▶ **DATA LINES**

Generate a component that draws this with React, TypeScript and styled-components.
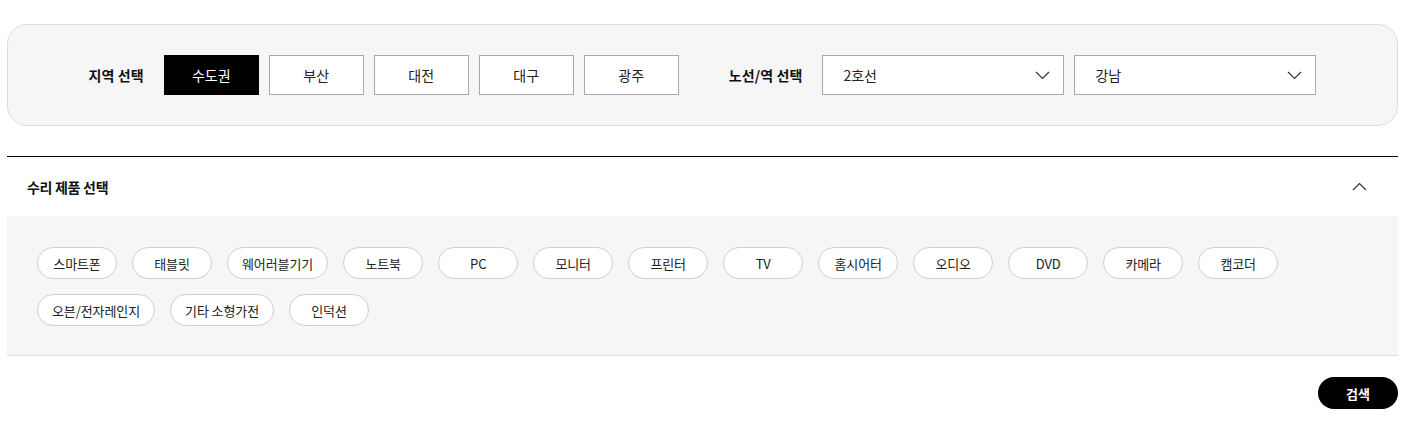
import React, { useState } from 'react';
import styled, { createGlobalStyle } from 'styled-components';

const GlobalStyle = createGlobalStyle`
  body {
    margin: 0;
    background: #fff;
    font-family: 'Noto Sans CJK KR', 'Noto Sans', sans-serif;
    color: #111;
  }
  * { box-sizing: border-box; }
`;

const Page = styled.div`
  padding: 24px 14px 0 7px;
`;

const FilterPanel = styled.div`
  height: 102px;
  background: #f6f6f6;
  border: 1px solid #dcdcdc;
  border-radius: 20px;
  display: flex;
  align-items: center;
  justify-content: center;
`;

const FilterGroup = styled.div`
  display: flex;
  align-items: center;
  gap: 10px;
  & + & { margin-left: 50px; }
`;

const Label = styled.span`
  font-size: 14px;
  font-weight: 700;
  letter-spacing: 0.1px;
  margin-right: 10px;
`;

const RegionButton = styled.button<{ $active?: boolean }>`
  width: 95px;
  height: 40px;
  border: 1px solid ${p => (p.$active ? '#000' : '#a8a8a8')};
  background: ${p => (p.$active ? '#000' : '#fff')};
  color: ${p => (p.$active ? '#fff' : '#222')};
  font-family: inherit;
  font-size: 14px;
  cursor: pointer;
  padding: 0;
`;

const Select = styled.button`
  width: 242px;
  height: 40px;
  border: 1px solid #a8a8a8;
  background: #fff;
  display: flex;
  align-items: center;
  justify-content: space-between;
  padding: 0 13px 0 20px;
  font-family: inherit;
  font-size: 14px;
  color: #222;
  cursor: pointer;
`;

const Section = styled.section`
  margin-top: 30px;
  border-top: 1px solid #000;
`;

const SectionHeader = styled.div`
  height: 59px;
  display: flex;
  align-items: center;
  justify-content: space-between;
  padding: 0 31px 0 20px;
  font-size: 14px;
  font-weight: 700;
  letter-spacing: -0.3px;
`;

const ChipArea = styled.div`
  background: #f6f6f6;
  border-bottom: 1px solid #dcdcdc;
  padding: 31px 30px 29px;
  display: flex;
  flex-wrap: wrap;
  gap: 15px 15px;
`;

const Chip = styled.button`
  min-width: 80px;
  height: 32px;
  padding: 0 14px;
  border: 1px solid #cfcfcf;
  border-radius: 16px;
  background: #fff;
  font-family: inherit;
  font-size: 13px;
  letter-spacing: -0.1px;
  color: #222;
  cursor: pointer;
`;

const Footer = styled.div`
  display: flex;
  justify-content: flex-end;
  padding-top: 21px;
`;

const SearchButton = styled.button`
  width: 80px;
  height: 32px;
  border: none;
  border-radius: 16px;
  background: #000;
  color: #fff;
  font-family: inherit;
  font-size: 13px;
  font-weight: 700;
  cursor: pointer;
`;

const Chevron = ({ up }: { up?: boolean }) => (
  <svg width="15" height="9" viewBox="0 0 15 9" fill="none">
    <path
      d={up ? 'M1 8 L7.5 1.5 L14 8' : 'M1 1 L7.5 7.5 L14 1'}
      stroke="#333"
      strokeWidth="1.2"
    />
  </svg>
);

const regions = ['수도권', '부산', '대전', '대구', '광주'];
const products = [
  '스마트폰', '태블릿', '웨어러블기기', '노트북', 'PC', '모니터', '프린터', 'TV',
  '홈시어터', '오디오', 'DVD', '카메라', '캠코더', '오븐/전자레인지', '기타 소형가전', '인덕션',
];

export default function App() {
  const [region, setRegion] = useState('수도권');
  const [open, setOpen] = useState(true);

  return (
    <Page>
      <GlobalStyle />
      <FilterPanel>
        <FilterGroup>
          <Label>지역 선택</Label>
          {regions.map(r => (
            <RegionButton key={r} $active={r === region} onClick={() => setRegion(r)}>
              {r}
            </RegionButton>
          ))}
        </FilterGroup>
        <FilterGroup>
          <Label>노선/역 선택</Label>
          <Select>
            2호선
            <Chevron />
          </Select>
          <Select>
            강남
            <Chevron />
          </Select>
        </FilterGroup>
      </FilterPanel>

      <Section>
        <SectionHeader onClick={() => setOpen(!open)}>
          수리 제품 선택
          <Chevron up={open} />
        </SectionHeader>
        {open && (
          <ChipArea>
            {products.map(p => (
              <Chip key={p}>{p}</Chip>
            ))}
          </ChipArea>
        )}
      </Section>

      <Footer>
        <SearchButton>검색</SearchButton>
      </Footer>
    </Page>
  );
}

▶ **EXERCISE TASK**
Set down the complete material exactly, but do not include the images.

▶ **ANSWER TO THIS EXERCISE**
Generate a component that draws this with React, TypeScript and styled-components.
import React, { useState } from 'react';
import styled, { createGlobalStyle } from 'styled-components';

const GlobalStyle = createGlobalStyle`
  body {
    margin: 0;
    background: #fff;
    font-family: 'Noto Sans CJK KR', 'Noto Sans', sans-serif;
    color: #111;
  }
  * { box-sizing: border-box; }
`;

const Page = styled.div`
  padding: 24px 14px 0 7px;
`;

const FilterPanel = styled.div`
  height: 102px;
  background: #f6f6f6;
  border: 1px solid #dcdcdc;
  border-radius: 20px;
  display: flex;
  align-items: center;
  justify-content: center;
`;

const FilterGroup = styled.div`
  display: flex;
  align-items: center;
  gap: 10px;
  & + & { margin-left: 50px; }
`;

const Label = styled.span`
  font-size: 14px;
  font-weight: 700;
  letter-spacing: 0.1px;
  margin-right: 10px;
`;

const RegionButton = styled.button<{ $active?: boolean }>`
  width: 95px;
  height: 40px;
  border: 1px solid ${p => (p.$active ? '#000' : '#a8a8a8')};
  background: ${p => (p.$active ? '#000' : '#fff')};
  color: ${p => (p.$active ? '#fff' : '#222')};
  font-family: inherit;
  font-size: 14px;
  cursor: pointer;
  padding: 0;
`;

const Select = styled.button`
  width: 242px;
  height: 40px;
  border: 1px solid #a8a8a8;
  background: #fff;
  display: flex;
  align-items: center;
  justify-content: space-between;
  padding: 0 13px 0 20px;
  font-family: inherit;
  font-size: 14px;
  color: #222;
  cursor: pointer;
`;

const Section = styled.section`
  margin-top: 30px;
  border-top: 1px solid #000;
`;

const SectionHeader = styled.div`
  height: 59px;
  display: flex;
  align-items: center;
  justify-content: space-between;
  padding: 0 31px 0 20px;
  font-size: 14px;
  font-weight: 700;
  letter-spacing: -0.3px;
`;

const ChipArea = styled.div`
  background: #f6f6f6;
  border-bottom: 1px solid #dcdcdc;
  padding: 31px 30px 29px;
  display: flex;
  flex-wrap: wrap;
  gap: 15px 15px;
`;

const Chip = styled.button`
  min-width: 80px;
  height: 32px;
  padding: 0 14px;
  border: 1px solid #cfcfcf;
  border-radius: 16px;
  background: #fff;
  font-family: inherit;
  font-size: 13px;
  letter-spacing: -0.1px;
  color: #222;
  cursor: pointer;
`;

const Footer = styled.div`
  display: flex;
  justify-content: flex-end;
  padding-top: 21px;
`;

const SearchButton = styled.button`
  width: 80px;
  height: 32px;
  border: none;
  border-radius: 16px;
  background: #000;
  color: #fff;
  font-family: inherit;
  font-size: 13px;
  font-weight: 700;
  cursor: pointer;
`;

const Chevron = ({ up }: { up?: boolean }) => (
  <svg width="15" height="9" viewBox="0 0 15 9" fill="none">
    <path
      d={up ? 'M1 8 L7.5 1.5 L14 8' : 'M1 1 L7.5 7.5 L14 1'}
      stroke="#333"
      strokeWidth="1.2"
    />
  </svg>
);

const regions = ['수도권', '부산', '대전', '대구', '광주'];
const products = [
  '스마트폰', '태블릿', '웨어러블기기', '노트북', 'PC', '모니터', '프린터', 'TV',
  '홈시어터', '오디오', 'DVD', '카메라', '캠코더', '오븐/전자레인지', '기타 소형가전', '인덕션',
];

export default function App() {
  const [region, setRegion] = useState('수도권');
  const [open, setOpen] = useState(true);

  return (
    <Page>
      <GlobalStyle />
      <FilterPanel>
        <FilterGroup>
          <Label>지역 선택</Label>
          {regions.map(r => (
            <RegionButton key={r} $active={r === region} onClick={() => setRegion(r)}>
              {r}
            </RegionButton>
          ))}
        </FilterGroup>
        <FilterGroup>
          <Label>노선/역 선택</Label>
          <Select>
            2호선
            <Chevron />
          </Select>
          <Select>
            강남
            <Chevron />
          </Select>
        </FilterGroup>
      </FilterPanel>

      <Section>
        <SectionHeader onClick={() => setOpen(!open)}>
          수리 제품 선택
          <Chevron up={open} />
        </SectionHeader>
        {open && (
          <ChipArea>
            {products.map(p => (
              <Chip key={p}>{p}</Chip>
            ))}
          </ChipArea>
        )}
      </Section>

      <Footer>
        <SearchButton>검색</SearchButton>
      </Footer>
    </Page>
  );
}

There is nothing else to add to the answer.